The stock of the castings & forgings company has slipped 14 per cent from its 52-week high level of Rs 1,330 touched in intra-day trade today.

Since April, thus far in the financial year 2023-24, the stock has outperformed the market and zoomed 73 per cent. .

During the October-December quarter (Q3FY24), Bharat Forge delivered a strong performance with standalone sales growing by 15.9 per cent year-on-year (YoY) to Rs 2,263 crore driven by 36 per cent growth in domestic revenue.

The defence business was a major contributor to the growth in revenues while the oil & gas sector and agri sector saw a decline in Q3FY24 as compared to Q3FY23, the company said.

Earnings before interest, tax, depreciation, and amortization (ebitda) grew by 30.9 per cent to Rs 645 crore. Ebitda margins at 28.5 per cent expanded by 330 bps over the previous year quarter.

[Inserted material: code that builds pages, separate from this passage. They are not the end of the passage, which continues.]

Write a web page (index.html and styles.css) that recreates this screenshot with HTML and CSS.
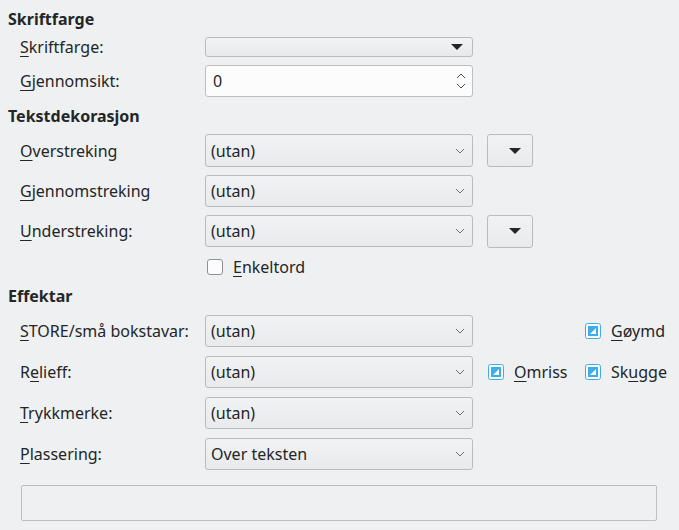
FILE: index.html
```html
<!DOCTYPE html>
<html lang="nn">
<head>
    <meta charset="UTF-8">
    <title>Skrifteffektar</title>
    <link rel="stylesheet" href="styles.css">
</head>
<body>
    <div class="dialog">
        <div class="section-title">Skriftfarge</div>
        <div class="grid first">
            <label class="label"><u>S</u>kriftfarge:</label>
            <div class="color-button">
                <svg width="14" height="8" viewBox="0 0 14 8"><path d="M1 1h12L7 7z" fill="#232627"/></svg>
            </div>
            <div></div>

            <label class="label"><u>G</u>jennomsikt:</label>
            <div class="spinbox">
                <span>0</span>
                <svg width="12" height="22" viewBox="0 0 12 22"><path d="M2 8l4-4 4 4M2 14l4 4 4-4" fill="none" stroke="#4d4f50" stroke-width="1"/></svg>
            </div>
            <div></div>
        </div>

        <div class="section-title">Tekstdekorasjon</div>
        <div class="grid second">
            <label class="label tall"><u>O</u>verstreking</label>
            <div class="combo"><span>(utan)</span><svg class="chev" width="10" height="6" viewBox="0 0 10 6"><path d="M1 1l4 4 4-4" fill="none" stroke="#6e7072"/></svg></div>
            <div class="extra"><div class="small-button"><svg width="14" height="8" viewBox="0 0 14 8"><path d="M1 1h12L7 7z" fill="#232627"/></svg></div></div>

            <label class="label tall"><u>G</u>jennomstreking</label>
            <div class="combo"><span>(utan)</span><svg class="chev" width="10" height="6" viewBox="0 0 10 6"><path d="M1 1l4 4 4-4" fill="none" stroke="#6e7072"/></svg></div>
            <div></div>

            <label class="label tall"><u>U</u>nderstreking:</label>
            <div class="combo"><span>(utan)</span><svg class="chev" width="10" height="6" viewBox="0 0 10 6"><path d="M1 1l4 4 4-4" fill="none" stroke="#6e7072"/></svg></div>
            <div class="extra"><div class="small-button"><svg width="14" height="8" viewBox="0 0 14 8"><path d="M1 1h12L7 7z" fill="#232627"/></svg></div></div>

            <div></div>
            <div class="check">
                <span class="box"></span>
                <span><u>E</u>nkeltord</span>
            </div>
            <div></div>
        </div>

        <div class="section-title">Effektar</div>
        <div class="grid third">
            <label class="label tall"><u>S</u>TORE/små bokstavar:</label>
            <div class="combo"><span>(utan)</span><svg class="chev" width="10" height="6" viewBox="0 0 10 6"><path d="M1 1l4 4 4-4" fill="none" stroke="#6e7072"/></svg></div>
            <div class="checks">
                <div></div>
                <div class="check on">
                    <svg class="box-on" width="16" height="16" viewBox="0 0 16 16"><rect x="0.5" y="0.5" width="15" height="15" rx="2" fill="#fcfcfc" stroke="#3daee9"/><rect x="3" y="3" width="10" height="10" fill="#3daee9"/><path d="M5 11h6V5z" fill="#fcfcfc"/></svg>
                    <span><u>G</u>øymd</span>
                </div>
            </div>

            <label class="label tall">R<u>e</u>lieff:</label>
            <div class="combo"><span>(utan)</span><svg class="chev" width="10" height="6" viewBox="0 0 10 6"><path d="M1 1l4 4 4-4" fill="none" stroke="#6e7072"/></svg></div>
            <div class="checks">
                <div class="check on">
                    <svg class="box-on" width="16" height="16" viewBox="0 0 16 16"><rect x="0.5" y="0.5" width="15" height="15" rx="2" fill="#fcfcfc" stroke="#3daee9"/><rect x="3" y="3" width="10" height="10" fill="#3daee9"/><path d="M5 11h6V5z" fill="#fcfcfc"/></svg>
                    <span><u>O</u>mriss</span>
                </div>
                <div class="check on">
                    <svg class="box-on" width="16" height="16" viewBox="0 0 16 16"><rect x="0.5" y="0.5" width="15" height="15" rx="2" fill="#fcfcfc" stroke="#3daee9"/><rect x="3" y="3" width="10" height="10" fill="#3daee9"/><path d="M5 11h6V5z" fill="#fcfcfc"/></svg>
                    <span>Sk<u>u</u>gge</span>
                </div>
            </div>

            <label class="label tall"><u>T</u>rykkmerke:</label>
            <div class="combo"><span>(utan)</span><svg class="chev" width="10" height="6" viewBox="0 0 10 6"><path d="M1 1l4 4 4-4" fill="none" stroke="#6e7072"/></svg></div>
            <div></div>

            <label class="label tall"><u>P</u>lassering:</label>
            <div class="combo"><span>Over teksten</span><svg class="chev" width="10" height="6" viewBox="0 0 10 6"><path d="M1 1l4 4 4-4" fill="none" stroke="#6e7072"/></svg></div>
            <div></div>
        </div>

        <div class="preview"></div>
    </div>
</body>
</html>
```

FILE: styles.css
```css
body {
    margin: 0;
    background-color: #eff0f1;
    font-family: "Noto Sans", sans-serif;
    font-size: 16px;
    color: #232627;
}
.dialog {
    padding: 8px 0 0 0;
}
.section-title {
    font-weight: bold;
    height: 22px;
    line-height: 22px;
    margin-left: 8px;
}
.grid {
    display: grid;
    grid-template-columns: 185px 268px auto;
    padding-left: 20px;
    align-items: center;
}
.grid.first {
    margin-top: 7px;
    margin-bottom: 8px;
    grid-template-rows: 20px 32px;
    row-gap: 8px;
}
.grid.second {
    margin-top: 7px;
    grid-template-rows: 33px 32px 32px 16px;
    row-gap: 8px;
}
.grid.second .check {
    margin-top: 8px;
}
.grid.second + .section-title {
    margin-top: 14px;
}
.grid.third {
    margin-top: 8px;
    grid-template-rows: 32px 32px 32px 32px;
    row-gap: 9px;
}
u {
    text-decoration-thickness: 1px;
    text-underline-offset: 3px;
}
.label {
    white-space: nowrap;
}
.color-button {
    height: 20px;
    box-sizing: border-box;
    border: 1px solid #b9bbbc;
    border-radius: 3px;
    background: linear-gradient(#f2f3f4, #e8e9ea);
    display: flex;
    align-items: center;
    justify-content: flex-end;
    padding-right: 8px;
}
.spinbox {
    height: 32px;
    box-sizing: border-box;
    border: 1px solid #bcbebf;
    border-radius: 3px;
    background-color: #fcfcfc;
    display: flex;
    align-items: center;
    justify-content: space-between;
    padding: 0 5px 0 7px;
}
.combo {
    height: 100%;
    box-sizing: border-box;
    border: 1px solid #b9bbbc;
    border-radius: 3px;
    background: linear-gradient(#f1f2f3, #e9eaeb);
    display: flex;
    align-items: center;
    justify-content: space-between;
    padding: 0 6px 0 5px;
}
.chev {
    margin-right: 1px;
}
.extra {
    padding-left: 14px;
}
.small-button {
    width: 46px;
    height: 33px;
    box-sizing: border-box;
    border: 1px solid #b9bbbc;
    border-radius: 3px;
    background: linear-gradient(#f1f2f3, #e9eaeb);
    display: flex;
    align-items: center;
    justify-content: flex-end;
    padding-right: 10px;
}
.check {
    display: flex;
    align-items: center;
    gap: 10px;
    padding-left: 2px;
    height: 16px;
}
.check .box {
    width: 16px;
    height: 16px;
    box-sizing: border-box;
    border: 1px solid #8f9192;
    border-radius: 3px;
    background-color: #fcfcfc;
}
.checks {
    display: grid;
    grid-template-columns: 97px auto;
    padding-left: 15px;
}
.check.on {
    padding-left: 0;
}
.preview {
    margin: 15px 22px 0 21px;
    height: 36px;
    box-sizing: border-box;
    border: 1px solid #bcbebf;
    border-radius: 2px;
}
```
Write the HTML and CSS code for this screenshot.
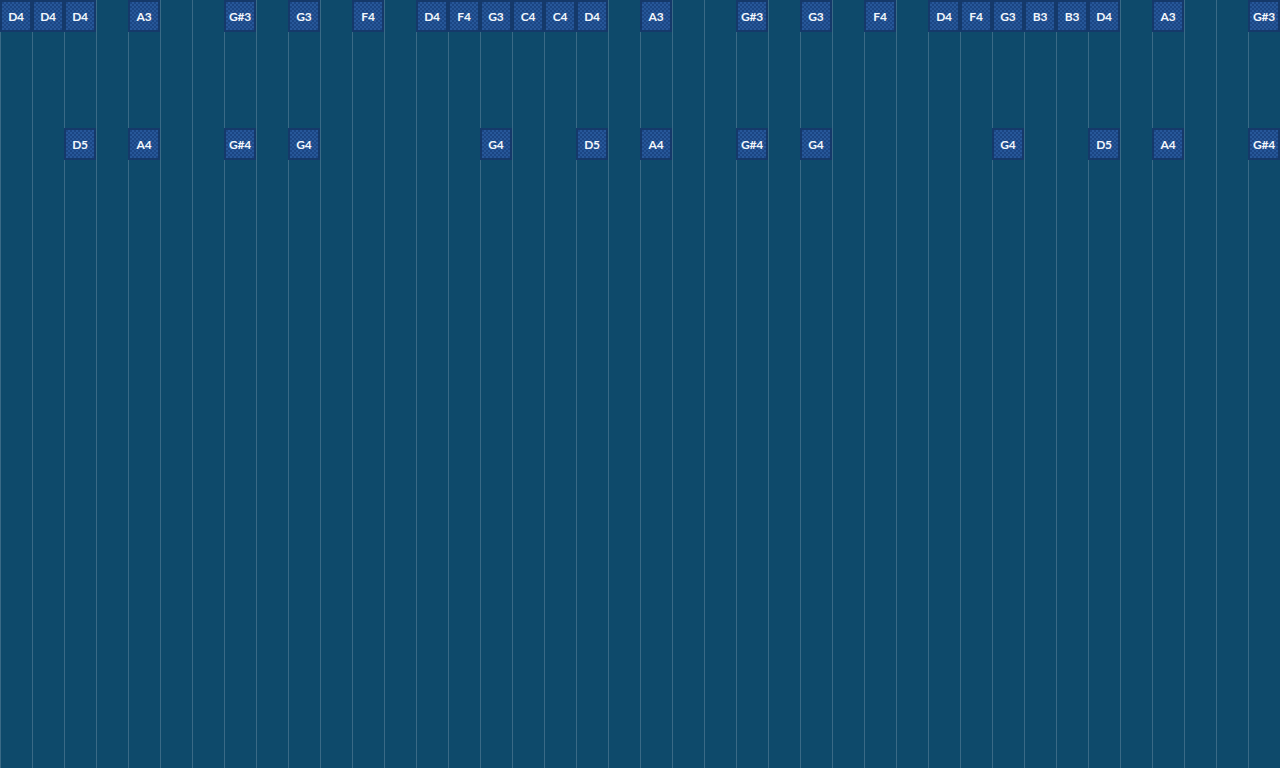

Improved product mix and higher capacity utilization contributed to the superior operational performance. The company’s profit after tax grew 30.6 per cent YoY and 9.2 per cent sequentially at Rs 346 crore.

During the quarter, the company secured new business worth Rs 550 crore across automotive, industrial, defence, aerospace and castings (ferrous & aluminum).

At a consolidated level, revenues grew by 15 per cent YoY to Rs 3,867 crore and Ebitda grew by 56 per cent to Rs 673 crore. Ebitda margins have improved by 450 bps driven by initial signs of turnaround in the international businesses.

North American commercial vehicle (CV) business continued to be marginally positive. Class 8 build rates, inventory levels and sales remained steady. European CV performance was subdued as economic recovery remained patchy, the company said.